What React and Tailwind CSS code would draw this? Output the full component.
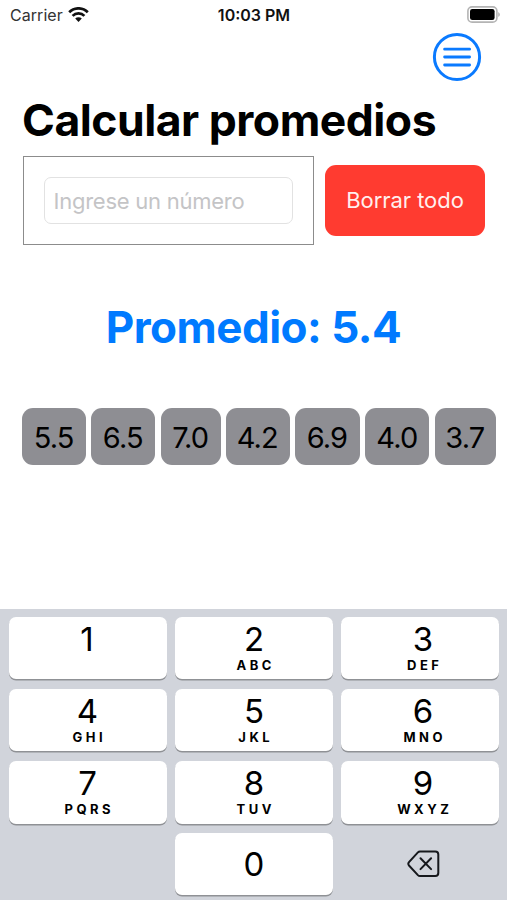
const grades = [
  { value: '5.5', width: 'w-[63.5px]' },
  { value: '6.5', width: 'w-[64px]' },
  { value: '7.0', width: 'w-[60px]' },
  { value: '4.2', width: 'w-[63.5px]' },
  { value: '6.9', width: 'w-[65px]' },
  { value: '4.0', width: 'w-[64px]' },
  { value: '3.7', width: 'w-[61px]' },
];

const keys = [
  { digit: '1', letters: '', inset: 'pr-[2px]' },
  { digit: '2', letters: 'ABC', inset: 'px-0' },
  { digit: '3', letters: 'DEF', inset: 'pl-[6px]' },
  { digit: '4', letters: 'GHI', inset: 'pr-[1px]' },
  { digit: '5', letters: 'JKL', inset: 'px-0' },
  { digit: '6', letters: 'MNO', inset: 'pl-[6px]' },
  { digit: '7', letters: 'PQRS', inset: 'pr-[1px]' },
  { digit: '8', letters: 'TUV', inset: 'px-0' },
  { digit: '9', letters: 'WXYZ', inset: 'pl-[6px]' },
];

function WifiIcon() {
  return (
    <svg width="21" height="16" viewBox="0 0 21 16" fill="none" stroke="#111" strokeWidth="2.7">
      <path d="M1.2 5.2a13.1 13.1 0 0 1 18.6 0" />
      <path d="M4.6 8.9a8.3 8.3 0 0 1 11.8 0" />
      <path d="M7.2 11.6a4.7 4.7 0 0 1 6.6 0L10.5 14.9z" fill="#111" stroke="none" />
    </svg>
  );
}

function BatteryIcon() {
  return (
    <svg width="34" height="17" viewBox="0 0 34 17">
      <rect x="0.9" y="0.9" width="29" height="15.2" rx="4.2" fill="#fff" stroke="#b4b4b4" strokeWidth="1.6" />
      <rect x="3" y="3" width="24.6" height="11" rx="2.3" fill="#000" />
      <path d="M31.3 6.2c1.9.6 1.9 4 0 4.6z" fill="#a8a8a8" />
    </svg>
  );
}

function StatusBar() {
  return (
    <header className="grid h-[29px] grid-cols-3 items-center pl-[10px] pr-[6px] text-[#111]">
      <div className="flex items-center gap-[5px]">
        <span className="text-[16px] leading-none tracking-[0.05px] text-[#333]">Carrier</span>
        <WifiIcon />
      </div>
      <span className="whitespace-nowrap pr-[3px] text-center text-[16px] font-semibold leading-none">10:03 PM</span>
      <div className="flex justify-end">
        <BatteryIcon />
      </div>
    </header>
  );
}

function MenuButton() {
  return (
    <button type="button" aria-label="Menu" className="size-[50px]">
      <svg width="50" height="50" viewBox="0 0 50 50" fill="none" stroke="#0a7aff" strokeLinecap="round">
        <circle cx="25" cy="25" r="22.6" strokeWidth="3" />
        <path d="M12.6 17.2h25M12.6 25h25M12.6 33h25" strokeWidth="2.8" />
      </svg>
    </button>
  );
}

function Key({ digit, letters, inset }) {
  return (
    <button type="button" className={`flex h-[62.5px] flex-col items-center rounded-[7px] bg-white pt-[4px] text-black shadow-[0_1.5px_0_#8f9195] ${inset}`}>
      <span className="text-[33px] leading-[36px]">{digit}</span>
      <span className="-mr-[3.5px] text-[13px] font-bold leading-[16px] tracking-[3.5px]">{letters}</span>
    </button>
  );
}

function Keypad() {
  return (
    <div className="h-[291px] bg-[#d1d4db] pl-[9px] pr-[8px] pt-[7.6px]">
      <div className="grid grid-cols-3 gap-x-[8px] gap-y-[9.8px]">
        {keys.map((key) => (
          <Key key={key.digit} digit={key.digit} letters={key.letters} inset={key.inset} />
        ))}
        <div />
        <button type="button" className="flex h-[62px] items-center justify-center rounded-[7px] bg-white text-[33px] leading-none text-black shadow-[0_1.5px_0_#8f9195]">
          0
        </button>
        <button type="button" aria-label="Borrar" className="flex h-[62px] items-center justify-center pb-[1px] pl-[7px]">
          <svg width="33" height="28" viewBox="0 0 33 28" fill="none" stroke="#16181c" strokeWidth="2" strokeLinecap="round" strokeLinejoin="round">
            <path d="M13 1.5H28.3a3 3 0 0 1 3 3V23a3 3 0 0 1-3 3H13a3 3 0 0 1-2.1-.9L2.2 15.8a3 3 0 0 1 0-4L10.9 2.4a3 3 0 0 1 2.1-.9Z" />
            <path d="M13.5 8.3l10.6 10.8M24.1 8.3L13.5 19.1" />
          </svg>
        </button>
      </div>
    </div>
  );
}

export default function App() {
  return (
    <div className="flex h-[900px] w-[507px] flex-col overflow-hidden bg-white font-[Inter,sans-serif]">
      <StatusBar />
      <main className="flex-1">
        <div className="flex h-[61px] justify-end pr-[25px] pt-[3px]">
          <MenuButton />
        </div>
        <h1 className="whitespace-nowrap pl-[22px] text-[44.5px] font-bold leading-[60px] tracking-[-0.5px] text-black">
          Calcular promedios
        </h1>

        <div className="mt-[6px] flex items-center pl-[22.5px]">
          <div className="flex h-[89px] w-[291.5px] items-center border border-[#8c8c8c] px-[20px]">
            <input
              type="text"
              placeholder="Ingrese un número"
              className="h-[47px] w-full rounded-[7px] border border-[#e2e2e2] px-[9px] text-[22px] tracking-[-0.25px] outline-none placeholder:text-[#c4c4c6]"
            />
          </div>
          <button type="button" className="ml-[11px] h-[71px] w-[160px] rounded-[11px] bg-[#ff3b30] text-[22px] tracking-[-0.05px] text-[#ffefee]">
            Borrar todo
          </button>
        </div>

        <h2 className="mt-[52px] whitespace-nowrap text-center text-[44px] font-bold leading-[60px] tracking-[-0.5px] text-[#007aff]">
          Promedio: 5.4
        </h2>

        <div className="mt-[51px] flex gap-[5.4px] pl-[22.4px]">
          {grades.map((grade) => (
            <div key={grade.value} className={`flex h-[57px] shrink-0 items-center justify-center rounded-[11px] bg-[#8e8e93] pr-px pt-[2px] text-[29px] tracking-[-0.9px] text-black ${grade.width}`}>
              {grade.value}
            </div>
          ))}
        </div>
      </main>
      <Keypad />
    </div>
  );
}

+-------+

Filter the listing above by the word "full"; copy each line that passes.

◆ Response ◆
What React and Tailwind CSS code would draw this? Output the full component.
              className="h-[47px] w-full rounded-[7px] border border-[#e2e2e2] px-[9px] text-[22px] tracking-[-0.25px] outline-none placeholder:text-[#c4c4c6]"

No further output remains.